Punch your best friend.

Yo, AJ:

     I’m a writer; I think I’m pretty good at it. Even if I’m not, I don’t care. I love to do it. Anyway, I haven’t been able to write anything decent in the past few weeks. I’m not sure how to get past this writer's block. Any suggestions?
                               
                                                                                                Pentastrophe in Oregon.

Ay, Pentastrophe:

     If I’m going to help you write again, you’d better be good. I’d hate to think that I’m helping to bring crappy literature into the world. In my own experience, I work best off of pain. Perhaps there isn’t enough drama in your life. Try punching your best friend. If you can’t get any good material from that, run over your neighbor's dog. If you’re weird and don’t want to do that because you like dogs, sleep with your neighbor's husband. Extra drama points If you’re both straight men. Okay, really, before you can fix a problem, the problem has to be identified. What might be causing your writer’s block? Is it creative? Are you dealing with a major life issue? (e.g., pet goldfish died, your kleptomaniac boy/girlfriend that showered you with presents daily dumped you, you finally found out that they’ve disowned Pluto as a planet.) Whatever it may be, find the issue and deal with it. If all else fails, just write about vampires. Even if it sucks, it’ll still make you famous.

Tuesday, October 4, 2011

Armadillos and Penn Badgley.

Yo, AJ:

     I’m a gay male. That’s relevant, I swear. I don’t just say that to people any time I meet them. It’s not, like, part of my introduction. Anyway, I’m kind of hopelessly in love with a friend of mine, but I have no idea if he bats for my team. How can I figure out if he does? And if he does, how can I figure out if he’s into me too?

                                                                                                An Armadillo Outed Me.

Ay, An Armadillo Outed Me:

     First of all, I hope that isn’t your birth name. Secondly, grab his junk and see what happens. Stop looking at me like that. It works. Really. Not always for the better, but hey, at least you’ll have an answer… Ugh, okay.
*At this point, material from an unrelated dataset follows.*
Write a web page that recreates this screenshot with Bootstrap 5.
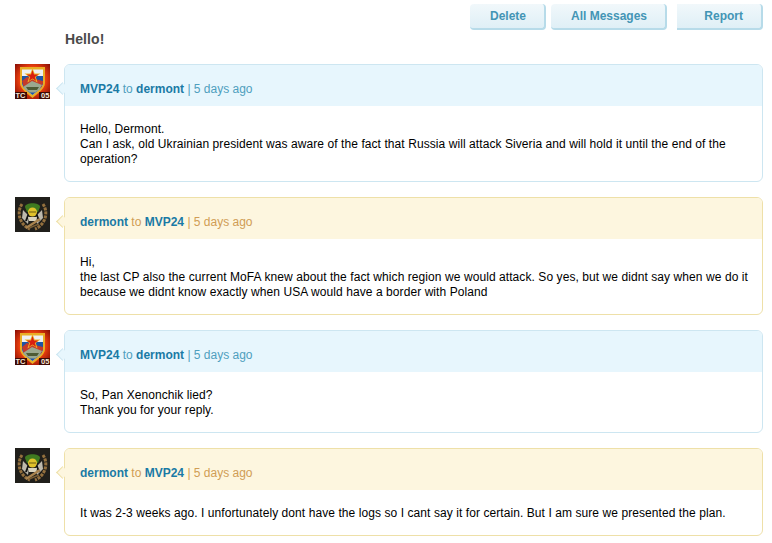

Well, I suppose the first step would be, acknowledging the fact that you’re gay. If he doesn’t already know, you need to make it known. (What’s the best way to come out to your friend you might ask. Grab his junk.) Once it’s been established that you’s into da menz, ask if he thinks Penn Badgley is hot. If he says yes, grab his junk. “His” being your friend, not Penn Badgley. Don’t grab Penn Badgley’s junk. He’s mine. Anyway, if your friend says no, he’s either straight, or stupid. Should your friend happen to be gay, ask him if he’d like to have dinner sometime. You should probably let go of his junk when you ask. Just to show you’re classy and respectful. This ain’t no trailer park. If he agrees to a dinner date, grab his junk. Grab his junk, and never let go.

P.S. Don’t really grab his junk. What are you, stupid? It’s a metaphor.

"John" and "Susan" slept together.

Yo, AJ:

     I know these three people in a love triangle situation. “Like” triangle? Anyway, “John” and “Mary” are dating. And “Susan” and “John” had a thing several months ago, before “John” and “Mary” started dating. However, for the past few weeks, “Susan” and “John” have been flirting back and forth. I told “Susan” it’s a bad idea, but some bitches just don’t listen. The whole time, “Susan” has been trying to get “John” to break up with “Mary”. And, although “John” has wanted to break up with “Mary”, he is much too chicken to do so. Finally, about a week ago “John” and “Susan” slept together. Now I’m the only one who knows, other than “John” and “Susan”, of course. I don’t know if I should tell “Mary”. I know too much. So many secrets! Oh God!
                                                                           
                                                                           To Tell Or Not To Tell, That Is The Question.


Ay, TTONTTTITQ:

     Just kill them all… Is what I would say if homicide wasn’t illegal. However, it is illegal. So don’t do that. It’s unfortunate that “Susan” is a dumb ho that doesn‘t know how to listen to good advice. Depending on how long you’ve known “Mary”, and how close the two of you are, I’m not sure that it would be your place to tell her. If you wouldn’t call her your best friend, I don’t think you should be the one to tell her. It’s not your fault “John” is a scared-ass little bitch that can’t own up to his feelings. Perhaps he just needs some motivation. Next time the two of you hang out, offer to buy him a drink. He’ll accept your offer because in this scenario he’s an alchie. Once he’s finished his drink tell him you’ve poisoned it and that he only has 24 hours to confess his true feelings and say goodbye to his loved ones. (Actually poisoning the drink is up to you.) But really, you shouldn’t have to get involved with drama that isn’t your own.